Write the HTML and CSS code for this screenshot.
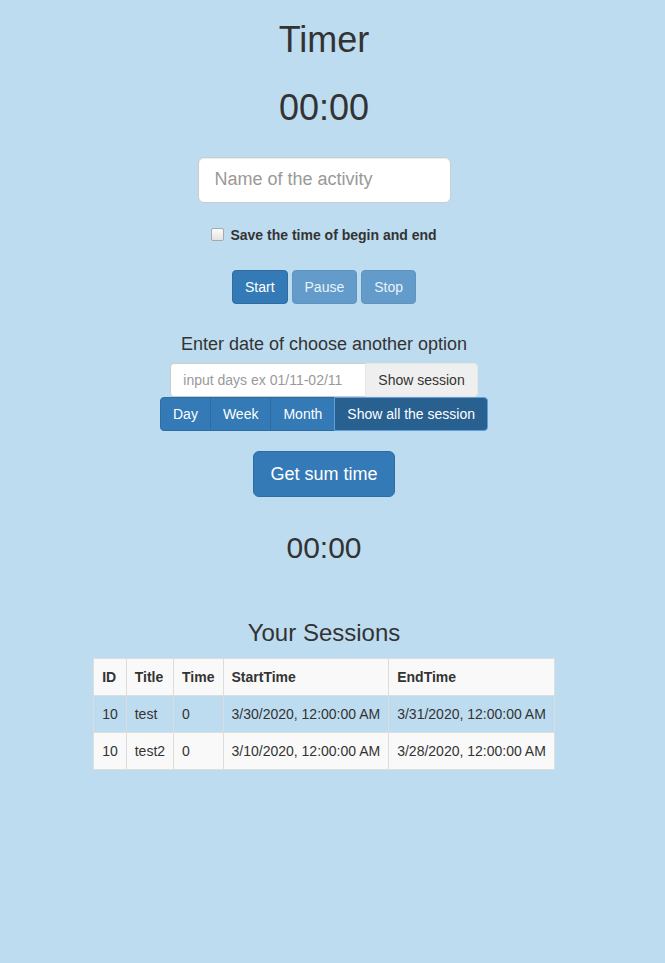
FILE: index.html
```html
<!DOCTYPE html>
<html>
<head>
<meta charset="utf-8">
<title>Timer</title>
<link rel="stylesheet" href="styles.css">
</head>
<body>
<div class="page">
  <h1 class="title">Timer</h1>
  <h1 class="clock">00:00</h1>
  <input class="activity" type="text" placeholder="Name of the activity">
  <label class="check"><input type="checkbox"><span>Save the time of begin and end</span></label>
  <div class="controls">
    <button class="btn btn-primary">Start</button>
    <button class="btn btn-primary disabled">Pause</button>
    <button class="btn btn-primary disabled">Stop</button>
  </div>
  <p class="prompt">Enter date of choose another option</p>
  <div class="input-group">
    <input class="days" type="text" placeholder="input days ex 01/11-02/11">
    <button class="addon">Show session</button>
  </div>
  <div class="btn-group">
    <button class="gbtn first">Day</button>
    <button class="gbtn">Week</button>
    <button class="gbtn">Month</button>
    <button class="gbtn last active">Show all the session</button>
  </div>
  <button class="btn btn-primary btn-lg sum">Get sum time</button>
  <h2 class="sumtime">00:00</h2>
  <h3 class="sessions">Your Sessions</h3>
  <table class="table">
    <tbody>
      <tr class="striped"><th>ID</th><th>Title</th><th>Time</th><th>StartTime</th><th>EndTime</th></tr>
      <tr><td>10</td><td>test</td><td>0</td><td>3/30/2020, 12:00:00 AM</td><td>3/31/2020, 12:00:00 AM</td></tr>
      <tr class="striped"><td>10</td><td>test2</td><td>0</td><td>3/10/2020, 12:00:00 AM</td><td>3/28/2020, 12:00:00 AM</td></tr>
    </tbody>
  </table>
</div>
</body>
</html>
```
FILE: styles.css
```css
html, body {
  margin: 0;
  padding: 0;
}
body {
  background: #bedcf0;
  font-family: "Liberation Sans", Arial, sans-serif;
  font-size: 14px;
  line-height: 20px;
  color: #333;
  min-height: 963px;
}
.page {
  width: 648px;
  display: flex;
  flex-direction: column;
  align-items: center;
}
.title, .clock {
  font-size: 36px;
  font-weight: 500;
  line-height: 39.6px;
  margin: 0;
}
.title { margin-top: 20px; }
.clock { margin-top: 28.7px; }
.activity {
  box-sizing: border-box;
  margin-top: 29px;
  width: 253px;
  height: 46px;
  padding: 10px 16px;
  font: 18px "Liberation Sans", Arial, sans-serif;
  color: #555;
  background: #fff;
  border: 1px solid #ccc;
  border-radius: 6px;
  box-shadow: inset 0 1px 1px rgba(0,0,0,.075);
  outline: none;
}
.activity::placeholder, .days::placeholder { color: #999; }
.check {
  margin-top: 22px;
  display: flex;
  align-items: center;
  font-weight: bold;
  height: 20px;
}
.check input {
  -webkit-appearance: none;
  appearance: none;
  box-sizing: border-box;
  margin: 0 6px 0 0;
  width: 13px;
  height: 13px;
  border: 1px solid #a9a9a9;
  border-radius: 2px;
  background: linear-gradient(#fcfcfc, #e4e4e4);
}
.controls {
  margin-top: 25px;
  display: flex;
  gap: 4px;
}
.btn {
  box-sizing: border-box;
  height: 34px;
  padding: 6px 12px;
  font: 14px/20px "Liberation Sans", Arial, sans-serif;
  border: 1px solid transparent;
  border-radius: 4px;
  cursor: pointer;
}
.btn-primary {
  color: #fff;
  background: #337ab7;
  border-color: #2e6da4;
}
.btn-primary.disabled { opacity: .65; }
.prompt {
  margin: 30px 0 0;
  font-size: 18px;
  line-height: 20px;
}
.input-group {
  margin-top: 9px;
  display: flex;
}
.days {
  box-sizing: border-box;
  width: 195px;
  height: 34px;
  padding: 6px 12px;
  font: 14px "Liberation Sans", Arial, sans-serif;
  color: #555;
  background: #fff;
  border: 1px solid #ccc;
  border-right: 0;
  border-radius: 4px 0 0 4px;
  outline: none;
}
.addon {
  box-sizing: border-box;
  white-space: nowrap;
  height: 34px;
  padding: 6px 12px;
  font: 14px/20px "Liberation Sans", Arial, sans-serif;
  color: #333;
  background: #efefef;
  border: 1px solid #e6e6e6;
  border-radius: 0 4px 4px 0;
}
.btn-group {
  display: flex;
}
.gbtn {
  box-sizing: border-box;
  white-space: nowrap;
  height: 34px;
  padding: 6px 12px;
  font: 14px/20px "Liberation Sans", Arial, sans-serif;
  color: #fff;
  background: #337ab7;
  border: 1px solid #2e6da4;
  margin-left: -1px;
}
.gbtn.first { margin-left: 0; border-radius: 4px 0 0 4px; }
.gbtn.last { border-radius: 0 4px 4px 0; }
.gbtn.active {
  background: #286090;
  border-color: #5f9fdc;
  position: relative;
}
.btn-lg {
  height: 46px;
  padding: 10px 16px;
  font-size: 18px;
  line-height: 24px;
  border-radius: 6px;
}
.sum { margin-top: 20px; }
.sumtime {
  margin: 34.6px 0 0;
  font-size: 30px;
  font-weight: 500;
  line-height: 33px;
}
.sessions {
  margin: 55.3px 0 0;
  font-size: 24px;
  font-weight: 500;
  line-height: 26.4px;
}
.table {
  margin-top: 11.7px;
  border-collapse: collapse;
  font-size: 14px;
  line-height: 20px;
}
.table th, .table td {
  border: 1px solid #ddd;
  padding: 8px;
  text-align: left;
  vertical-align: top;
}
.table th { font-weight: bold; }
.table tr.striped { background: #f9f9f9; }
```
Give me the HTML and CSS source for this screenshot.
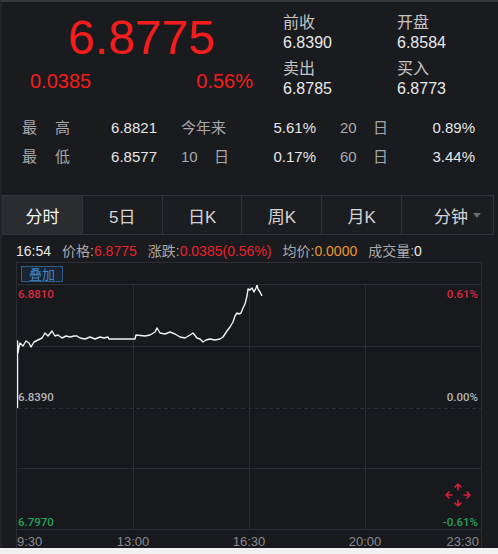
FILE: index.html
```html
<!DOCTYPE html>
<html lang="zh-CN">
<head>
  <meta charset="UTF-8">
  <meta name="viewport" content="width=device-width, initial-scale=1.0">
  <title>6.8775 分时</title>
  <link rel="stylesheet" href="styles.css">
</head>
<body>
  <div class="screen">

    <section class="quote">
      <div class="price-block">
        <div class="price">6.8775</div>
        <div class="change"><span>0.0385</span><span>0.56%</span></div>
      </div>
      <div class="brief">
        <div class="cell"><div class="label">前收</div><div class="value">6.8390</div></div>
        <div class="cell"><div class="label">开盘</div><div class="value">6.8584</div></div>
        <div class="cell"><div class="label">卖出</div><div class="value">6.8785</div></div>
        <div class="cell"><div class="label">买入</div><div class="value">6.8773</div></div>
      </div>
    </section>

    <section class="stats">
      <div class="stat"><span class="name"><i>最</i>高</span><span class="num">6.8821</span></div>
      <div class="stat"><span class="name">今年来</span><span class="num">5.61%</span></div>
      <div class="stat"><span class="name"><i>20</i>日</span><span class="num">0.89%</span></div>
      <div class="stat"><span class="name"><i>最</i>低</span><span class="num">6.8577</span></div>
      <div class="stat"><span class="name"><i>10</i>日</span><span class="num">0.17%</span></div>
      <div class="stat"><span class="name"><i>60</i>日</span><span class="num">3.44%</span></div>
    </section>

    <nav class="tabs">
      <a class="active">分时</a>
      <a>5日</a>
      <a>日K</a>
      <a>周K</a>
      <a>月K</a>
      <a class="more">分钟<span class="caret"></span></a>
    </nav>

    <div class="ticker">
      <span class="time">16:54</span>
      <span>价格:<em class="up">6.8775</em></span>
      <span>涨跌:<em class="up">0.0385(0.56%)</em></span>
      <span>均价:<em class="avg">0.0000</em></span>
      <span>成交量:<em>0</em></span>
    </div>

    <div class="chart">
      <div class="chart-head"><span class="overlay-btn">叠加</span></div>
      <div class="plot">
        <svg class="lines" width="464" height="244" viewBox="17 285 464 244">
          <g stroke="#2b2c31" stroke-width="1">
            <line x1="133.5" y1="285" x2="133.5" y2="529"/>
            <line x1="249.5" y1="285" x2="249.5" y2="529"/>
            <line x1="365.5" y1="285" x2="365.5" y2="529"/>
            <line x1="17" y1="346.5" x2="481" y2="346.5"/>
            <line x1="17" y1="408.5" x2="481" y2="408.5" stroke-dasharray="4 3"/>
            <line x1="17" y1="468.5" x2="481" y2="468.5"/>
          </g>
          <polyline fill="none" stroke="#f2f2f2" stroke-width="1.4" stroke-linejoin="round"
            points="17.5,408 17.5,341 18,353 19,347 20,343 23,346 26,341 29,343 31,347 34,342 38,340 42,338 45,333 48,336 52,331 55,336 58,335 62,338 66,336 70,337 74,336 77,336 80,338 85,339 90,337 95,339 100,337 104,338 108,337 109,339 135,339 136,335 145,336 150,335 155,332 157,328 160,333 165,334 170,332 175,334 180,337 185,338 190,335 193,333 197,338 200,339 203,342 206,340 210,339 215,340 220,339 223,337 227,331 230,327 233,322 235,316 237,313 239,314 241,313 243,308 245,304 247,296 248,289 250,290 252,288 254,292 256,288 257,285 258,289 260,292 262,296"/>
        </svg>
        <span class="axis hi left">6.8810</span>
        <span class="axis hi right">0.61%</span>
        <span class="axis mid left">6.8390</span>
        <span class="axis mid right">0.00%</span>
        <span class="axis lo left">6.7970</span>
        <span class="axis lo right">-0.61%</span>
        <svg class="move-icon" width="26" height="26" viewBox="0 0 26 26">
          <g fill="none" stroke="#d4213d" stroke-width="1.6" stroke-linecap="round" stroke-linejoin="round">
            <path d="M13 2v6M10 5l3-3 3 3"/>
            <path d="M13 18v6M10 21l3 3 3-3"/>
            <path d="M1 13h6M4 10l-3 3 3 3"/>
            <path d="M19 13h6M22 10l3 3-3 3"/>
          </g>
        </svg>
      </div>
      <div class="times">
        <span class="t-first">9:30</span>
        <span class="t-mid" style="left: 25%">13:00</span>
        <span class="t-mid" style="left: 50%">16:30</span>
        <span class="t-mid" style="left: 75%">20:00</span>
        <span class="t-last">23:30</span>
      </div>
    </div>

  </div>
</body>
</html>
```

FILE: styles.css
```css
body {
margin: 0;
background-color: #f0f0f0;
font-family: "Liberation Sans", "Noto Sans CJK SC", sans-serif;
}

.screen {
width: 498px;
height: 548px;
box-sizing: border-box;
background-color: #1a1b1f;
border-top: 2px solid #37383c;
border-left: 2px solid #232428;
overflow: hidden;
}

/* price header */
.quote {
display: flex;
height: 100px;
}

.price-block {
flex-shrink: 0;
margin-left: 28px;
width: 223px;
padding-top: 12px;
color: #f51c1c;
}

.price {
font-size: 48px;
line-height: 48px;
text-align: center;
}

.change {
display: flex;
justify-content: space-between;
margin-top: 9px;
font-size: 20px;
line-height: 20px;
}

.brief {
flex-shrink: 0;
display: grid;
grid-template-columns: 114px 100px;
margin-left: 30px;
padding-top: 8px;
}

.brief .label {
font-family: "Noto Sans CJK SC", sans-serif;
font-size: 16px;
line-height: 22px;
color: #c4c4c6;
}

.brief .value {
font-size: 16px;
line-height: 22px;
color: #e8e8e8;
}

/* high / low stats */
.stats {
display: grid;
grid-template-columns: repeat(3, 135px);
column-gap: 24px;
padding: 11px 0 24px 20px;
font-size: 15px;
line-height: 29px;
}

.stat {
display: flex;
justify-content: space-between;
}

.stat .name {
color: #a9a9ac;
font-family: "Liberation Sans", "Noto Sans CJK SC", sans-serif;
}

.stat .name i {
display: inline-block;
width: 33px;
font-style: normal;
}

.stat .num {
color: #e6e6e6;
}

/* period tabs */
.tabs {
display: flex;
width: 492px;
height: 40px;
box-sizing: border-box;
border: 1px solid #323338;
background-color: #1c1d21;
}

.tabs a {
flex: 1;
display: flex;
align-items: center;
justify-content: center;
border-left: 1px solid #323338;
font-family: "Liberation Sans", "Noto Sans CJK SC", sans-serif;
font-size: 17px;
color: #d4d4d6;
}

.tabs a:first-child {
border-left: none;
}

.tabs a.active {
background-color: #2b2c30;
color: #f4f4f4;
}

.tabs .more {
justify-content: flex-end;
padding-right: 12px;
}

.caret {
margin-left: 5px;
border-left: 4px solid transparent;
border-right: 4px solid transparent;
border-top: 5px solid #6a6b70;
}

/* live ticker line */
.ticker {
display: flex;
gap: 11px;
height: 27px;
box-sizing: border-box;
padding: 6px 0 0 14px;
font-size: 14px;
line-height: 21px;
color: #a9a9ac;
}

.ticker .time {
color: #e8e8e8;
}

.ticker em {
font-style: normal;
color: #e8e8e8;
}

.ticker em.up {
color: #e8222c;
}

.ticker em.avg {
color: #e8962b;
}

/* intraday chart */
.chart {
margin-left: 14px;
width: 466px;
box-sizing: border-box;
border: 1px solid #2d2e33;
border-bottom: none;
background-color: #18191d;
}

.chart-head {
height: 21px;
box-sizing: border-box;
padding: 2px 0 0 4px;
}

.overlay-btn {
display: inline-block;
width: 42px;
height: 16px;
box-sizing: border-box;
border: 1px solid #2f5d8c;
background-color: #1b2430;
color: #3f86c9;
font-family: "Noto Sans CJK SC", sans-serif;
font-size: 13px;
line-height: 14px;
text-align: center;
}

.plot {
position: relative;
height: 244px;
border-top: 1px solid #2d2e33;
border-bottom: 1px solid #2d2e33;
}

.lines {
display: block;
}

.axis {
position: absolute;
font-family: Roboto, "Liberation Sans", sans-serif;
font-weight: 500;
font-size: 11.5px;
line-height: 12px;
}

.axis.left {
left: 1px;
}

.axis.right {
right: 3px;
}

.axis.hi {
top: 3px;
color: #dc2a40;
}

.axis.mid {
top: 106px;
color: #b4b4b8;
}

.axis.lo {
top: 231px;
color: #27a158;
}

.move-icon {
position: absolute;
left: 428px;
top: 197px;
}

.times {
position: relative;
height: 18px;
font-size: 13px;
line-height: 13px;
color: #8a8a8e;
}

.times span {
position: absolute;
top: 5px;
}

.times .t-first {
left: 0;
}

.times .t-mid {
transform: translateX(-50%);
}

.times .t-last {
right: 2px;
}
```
————
Instructions for the task:
Show every line above in which the word "this" occurs.

Task output:
Write the HTML and CSS code for this screenshot.
Give me the HTML and CSS source for this screenshot.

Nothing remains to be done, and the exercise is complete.